# Hitting brakes in car wash



## titleman (Sep 29, 2019)

When I enter a car wash I'm instructed to put car in neutral. At the end of the wash you wait for a green light, put car in drive and then exit. I cannot put the car in drive until I hit the brakes and this really makes me nervous as sometimes the car behind you is very close. 

Does anyone else have this problem or am I worrying needlessly?


----------



## gladdjo214 (May 13, 2013)

I have the same exact problem with my 2018. Definitely a little nerve racking when you have someone right behind you. I try to quickly tap my breaks to get it back into drive. Sometimes it works sometimes it doesn't. 

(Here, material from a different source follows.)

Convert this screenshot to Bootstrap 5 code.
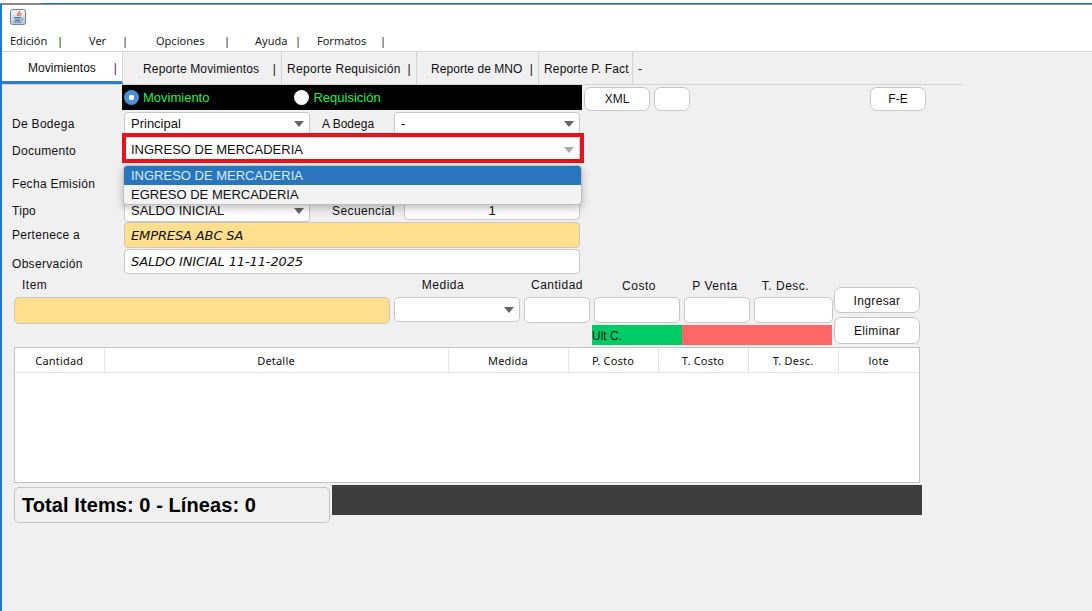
<!DOCTYPE html>
<html lang="es">
<head>
<meta charset="utf-8">
<title>Movimientos</title>
<link rel="stylesheet" href="https://cdn.jsdelivr.net/npm/bootstrap@5.3.0/dist/css/bootstrap.min.css">
<style>
html,body{height:100%;}
body{background:#f0f0f0;font:12px/16px "Liberation Sans",Arial,sans-serif;color:#111;overflow:hidden;}
.app-shell{height:607px;border-left:2px solid #1a78e0;}
.top-band{background:#fff;height:48px;border-bottom:1px solid #d4d4d4;border-top:1px solid #8a8a8a;}
.top-cover{height:4px;background:linear-gradient(to right,#8a8a8a 41px,#1a78e0 41px) bottom/100% 1px no-repeat #fff;}
.java-ico{display:block;margin:4px 0 0 8px;}
.menu-line{height:16px;margin-top:8px;font-family:"Noto Sans",sans-serif;font-size:11px;color:#222;}
.menu-line>span{display:flex;justify-content:space-between;}
.menu-line>span:nth-child(1){margin-left:8px;width:53px;}
.menu-line>span:nth-child(2){margin-left:26px;width:39px;}
.menu-line>span:nth-child(3){margin-left:28px;width:74px;}
.menu-line>span:nth-child(4){margin-left:25px;width:46px;}
.menu-line>span:nth-child(5){margin-left:16px;width:69px;}
.tab-strip{height:33px;width:960px;border-bottom:1px solid #d4d4d4;flex-wrap:nowrap;}
.tab-cell{height:32px;border-right:1px solid #d4d4d4;display:flex;align-items:center;justify-content:space-between;letter-spacing:.15px;white-space:nowrap;padding-top:2px!important;}
.tab-cell.active-tab{background:#fff;border-bottom:3px solid #2d7ec4;width:121px;padding:0 5px 0 26px;height:32px;letter-spacing:.05px;}
.tab-cell:nth-child(2){width:159px;padding:0 5px 0 20px;}
.tab-cell:nth-child(3){width:135px;padding:0 5px 0 5px;letter-spacing:.3px;}
.tab-cell:nth-child(4){width:122px;padding:0 5px 0 14px;letter-spacing:.05px;}
.tab-cell:nth-child(5){width:94px;padding:0 2px 0 5px;}
.tab-tail{margin-left:5px;line-height:34px;}
.pipe{color:#5b1a6b;}
.form-area{padding-left:10px;}
.line-a{height:25px;margin-left:110px;}
.black-bar{background:#000;width:460px;height:25px;color:#22f04a;display:flex;align-items:center;font-size:13px;}
.radio-blue,.radio-white{width:15px;height:15px;border-radius:50%;margin:0 4px 0 2px;flex:none;}
.radio-blue{background:radial-gradient(circle,#fff 0 2.5px,#4a90d9 3px);}
.radio-white{background:#fff;margin-left:85px;}
.soft-btn{height:24px;padding:0;font:12px "Liberation Sans",sans-serif;background:#fff;border:1px solid #c6c6c6;border-radius:7px;color:#111;margin-top:2px;}
.w-xml{width:66px;margin-left:2px;}
.w-blank{width:36px;margin-left:4px;}
.w-fe{width:56px;margin-left:180px;}
.field-row{display:flex;align-items:flex-start;}
.side-label{width:112px;flex:none;font-size:12px;letter-spacing:.3px;}
.java-select.form-select,.java-input.form-control{font:13px/16px "Liberation Sans",sans-serif;color:#111;border:1px solid #c8c8c8;border-radius:4px;padding:0 6px;min-height:0;box-shadow:none;}
.java-select.form-select{background-color:#fff;background-image:url("data:image/svg+xml,%3Csvg xmlns='http://www.w3.org/2000/svg' width='10' height='6'%3E%3Cpath d='M0 0h10L5 6z' fill='%23666'/%3E%3C/svg%3E");background-size:10px 6px;background-position:right 5px center;}
.r-bodega{height:23px;margin-top:2px;}
.r-bodega .side-label,.lbl-abodega{line-height:25px;}
.w-186{width:186px;}
.lbl-abodega{width:84px;flex:none;padding-left:12px;}
.r-doc{height:26px;margin-top:2px;}
.r-doc .side-label{line-height:28px;}
.doc-wrap{position:relative;width:456px;height:26px;}
.doc-wrap .java-select{height:26px;background-image:url("data:image/svg+xml,%3Csvg xmlns='http://www.w3.org/2000/svg' width='10' height='6'%3E%3Cpath d='M0 0h10L5 6z' fill='%23aaa'/%3E%3C/svg%3E");}
.red-frame{position:absolute;left:-2px;right:-4px;top:-4px;bottom:0;border:4px solid #e3141c;pointer-events:none;}
.pop-list{position:absolute;left:-1px;top:28px;width:459px;background:#f3f3f3;border:1px solid #c0c0c0;border-radius:4px;box-shadow:0 3px 8px rgba(0,0,0,.25);z-index:5;overflow:hidden;font-size:13px;}
.pop-list .list-group-item{border:0;padding:0 7px;height:19px;line-height:19px;background:transparent;color:#111;border-radius:0;}
.pop-list .list-group-item.active{background:#2976bd;color:#d9ecff;}
.r-fecha{height:36px;margin-top:1px;padding-top:12px;}
.r-tipo{height:22px;}
.r-tipo .side-label{line-height:22px;}
.r-tipo .java-select{height:22px;}
.sec-label{width:94px;flex:none;padding-left:22px;line-height:22px;letter-spacing:.4px;}
.sec-field.form-control{width:176px;height:20px;text-align:center;padding:0;}
.gold-field.form-control{background:#fddf8e;}
.r-per{height:26px;}
.r-per .side-label{line-height:26px;}
.comic-field.form-control{width:456px;height:26px;font:italic 13px "DejaVu Sans",sans-serif;letter-spacing:-.12px;}
.r-obs{height:25px;margin-top:1px;}
.r-obs .side-label{line-height:30px;}
.r-obs .comic-field{height:25px;}
.item-block{display:flex;height:70px;margin-left:2px;margin-top:1px;}
.item-main{width:820px;flex:none;}
.cap-row{display:flex;height:22px;font-size:12px;letter-spacing:.5px;}
.cap-row>span{text-align:center;flex:none;line-height:20px;}
.cap-row>span:nth-child(1){width:380px;text-align:left;padding-left:8px;}
.cap-row>span:nth-child(2){width:130px;padding-right:32px;}
.cap-row>span:nth-child(3){width:66px;margin-right:4px;}
.cap-row>span:nth-child(n+4){line-height:22px;}
.cap-row>span:nth-child(4){width:86px;margin-right:4px;padding-left:4px;}
.cap-row>span:nth-child(5){width:66px;margin-right:4px;padding-right:4px;}
.cap-row>span:nth-child(6){width:80px;padding-right:17px;}
.input-row{display:flex;gap:4px;height:28px;align-items:flex-start;}
.input-row .form-control,.input-row .form-select{flex:none;border-radius:5px;}
.w-item{width:376px;height:27px;}
.w-med{width:126px;height:25px;}
.w-can{width:66px;height:26px;}
.w-cos{width:86px;height:26px;}
.w-ven{width:66px;height:26px;}
.w-des{width:79px;height:26px;}
.mini-row{display:flex;margin-left:578px;height:20px;font-size:12px;}
.ult-c{background:#00cc66;width:90px;line-height:22px;}
.ult-red{background:#ff6666;width:150px;}
.btn-col{width:86px;flex:none;margin-top:12px;}
.btn-col .soft-btn{width:86px;height:26px;display:block;margin:0 0 4px;letter-spacing:.35px;padding-top:2px;}
.btn-col .soft-btn+.soft-btn{height:27px;padding-top:0;}
.grid-box{width:906px;height:136px;margin:2px 0 0 2px;background:#fff;border:1px solid #c4c4c4;}
.grid-box .table{margin:0;table-layout:fixed;width:904px;font:11px "Noto Sans",sans-serif;letter-spacing:.2px;}
.grid-box th{font-weight:400;text-align:center;height:24px;padding:1px 0 0;border-right:1px solid #e4e4e4;border-bottom:1px solid #e4e4e4;color:#111;vertical-align:middle;}
.grid-box th:last-child{border-right:0;}
.foot-row{display:flex;margin:2px 0 0 2px;align-items:flex-start;}
.total-box{width:316px;height:36px;margin-top:2px;border:1px solid #c4c4c4;border-radius:5px;font:700 20px/35px "Liberation Sans",sans-serif;padding-left:7px;color:#000;letter-spacing:.08px;}
.dark-strip{width:590px;height:30px;background:#3d3d3d;margin-left:2px;}
</style>
</head>
<body>
<div class="top-cover"></div>
<div class="app-shell">
  <header class="top-band">
    <svg class="java-ico" width="16" height="16" viewBox="0 0 16 16" aria-hidden="true">
      <defs><linearGradient id="icoBg" x1="0" y1="0" x2="0" y2="1"><stop offset="0" stop-color="#f4f6fa"/><stop offset="1" stop-color="#b9c6d8"/></linearGradient></defs>
      <rect x=".5" y=".5" width="15" height="15" rx="2" fill="url(#icoBg)" stroke="#6f8299"/>
      <path d="M9.500 2c1 1.500-3 2.500-1.500 5M11 4c.3 1-1.500 1.500-1 3" fill="none" stroke="#e0601c" stroke-width="1.300"/>
      <path d="M4 8.500h7M4.500 10h6M5 11.500h5M3.500 13h8M11.500 9c2 0 1.500 2.500-.5 2.500" fill="none" stroke="#4a6f96" stroke-width=".9"/>
    </svg>
    <nav class="menu-line d-flex">
      <span><span>Edición</span><span>|</span></span>
      <span><span>Ver</span><span>|</span></span>
      <span><span>Opciones</span><span>|</span></span>
      <span><span>Ayuda</span><span>|</span></span>
      <span><span>Formatos</span><span>|</span></span>
    </nav>
  </header>
  <div class="tab-strip d-flex">
    <div class="tab-cell active-tab"><span>Movimientos</span><span class="pipe">|</span></div>
    <div class="tab-cell"><span>Reporte Movimientos</span><span>|</span></div>
    <div class="tab-cell"><span>Reporte Requisición</span><span>|</span></div>
    <div class="tab-cell"><span>Reporte de MNO</span><span>|</span></div>
    <div class="tab-cell"><span>Reporte P. Fact</span></div>
    <span class="tab-tail">-</span>
  </div>
  <main class="form-area">
    <div class="line-a d-flex">
      <div class="black-bar">
        <span class="radio-blue"></span><span>Movimiento</span>
        <span class="radio-white"></span><span>Requisición</span>
      </div>
      <button type="button" class="btn soft-btn w-xml">XML</button>
      <button type="button" class="btn soft-btn w-blank"></button>
      <button type="button" class="btn soft-btn w-fe">F-E</button>
    </div>
    <div class="field-row r-bodega">
      <label class="side-label">De Bodega</label>
      <select class="form-select java-select w-186 r-bodega m-0"><option>Principal</option></select>
      <label class="lbl-abodega">A Bodega</label>
      <select class="form-select java-select w-186 r-bodega m-0"><option>-</option></select>
    </div>
    <div class="field-row r-doc">
      <label class="side-label">Documento</label>
      <div class="doc-wrap">
        <select class="form-select java-select w-100"><option>INGRESO DE MERCADERIA</option></select>
        <span class="red-frame"></span>
        <div class="list-group pop-list">
          <div class="list-group-item active">INGRESO DE MERCADERIA</div>
          <div class="list-group-item">EGRESO DE MERCADERIA</div>
        </div>
      </div>
    </div>
    <div class="r-fecha"><label class="side-label">Fecha Emisión</label></div>
    <div class="field-row r-tipo">
      <label class="side-label">Tipo</label>
      <select class="form-select java-select w-186"><option>SALDO INICIAL</option></select>
      <label class="sec-label">Secuencial</label>
      <input class="form-control java-input sec-field" value="1" aria-label="Secuencial">
    </div>
    <div class="field-row r-per">
      <label class="side-label">Pertenece a</label>
      <input class="form-control java-input comic-field gold-field" value="EMPRESA ABC SA" aria-label="Pertenece a">
    </div>
    <div class="field-row r-obs">
      <label class="side-label">Observación</label>
      <input class="form-control java-input comic-field" value="SALDO INICIAL 11-11-2025" aria-label="Observación">
    </div>
    <div class="item-block">
      <div class="item-main">
        <div class="cap-row"><span>Item</span><span>Medida</span><span>Cantidad</span><span>Costo</span><span>P Venta</span><span>T. Desc.</span></div>
        <div class="input-row">
          <input class="form-control java-input gold-field w-item" aria-label="Item">
          <select class="form-select java-select w-med" aria-label="Medida"></select>
          <input class="form-control java-input w-can" aria-label="Cantidad">
          <input class="form-control java-input w-cos" aria-label="Costo">
          <input class="form-control java-input w-ven" aria-label="P Venta">
          <input class="form-control java-input w-des" aria-label="T. Desc.">
        </div>
        <div class="mini-row"><div class="ult-c">Ult C.</div><div class="ult-red"></div></div>
      </div>
      <div class="btn-col">
        <button type="button" class="btn soft-btn">Ingresar</button>
        <button type="button" class="btn soft-btn">Eliminar</button>
      </div>
    </div>
    <div class="grid-box">
      <table class="table">
        <colgroup><col width="89"><col width="344"><col width="120"><col width="90"><col width="90"><col width="90"><col width="81"></colgroup>
        <thead><tr><th>Cantidad</th><th>Detalle</th><th>Medida</th><th>P. Costo</th><th>T. Costo</th><th>T. Desc.</th><th>lote</th></tr></thead>
      </table>
    </div>
    <div class="foot-row">
      <div class="total-box">Total Items: 0 - Líneas: 0</div>
      <div class="dark-strip"></div>
    </div>
  </main>
</div>
</body>
</html>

Sent from my Pixel 4 XL using Tapatalk


----------



## D3Audi (Feb 18, 2016)

Just lightly tap them. If you press the brake pedal even 1cm it’ll allow you to shift. 


Sent from my iPhone using Tapatalk


----------



## 2019TiguanSELPRLINE (Nov 24, 2019)

I don’t know what you are talking about but when my tig is running and I’m in neutral I can shift into park without using the brake. 


Sent from my iPhone using Tapatalk


----------



## GTINC (Jan 28, 2005)

titleman said:


> When I enter a car wash I'm instructed to put car in neutral. At the end of the wash you wait for a green light, put car in drive and then exit. I cannot put the car in drive until I hit the brakes and this really makes me nervous as sometimes the car behind you is very close.
> 
> Does anyone else have this problem or am I worrying needlessly?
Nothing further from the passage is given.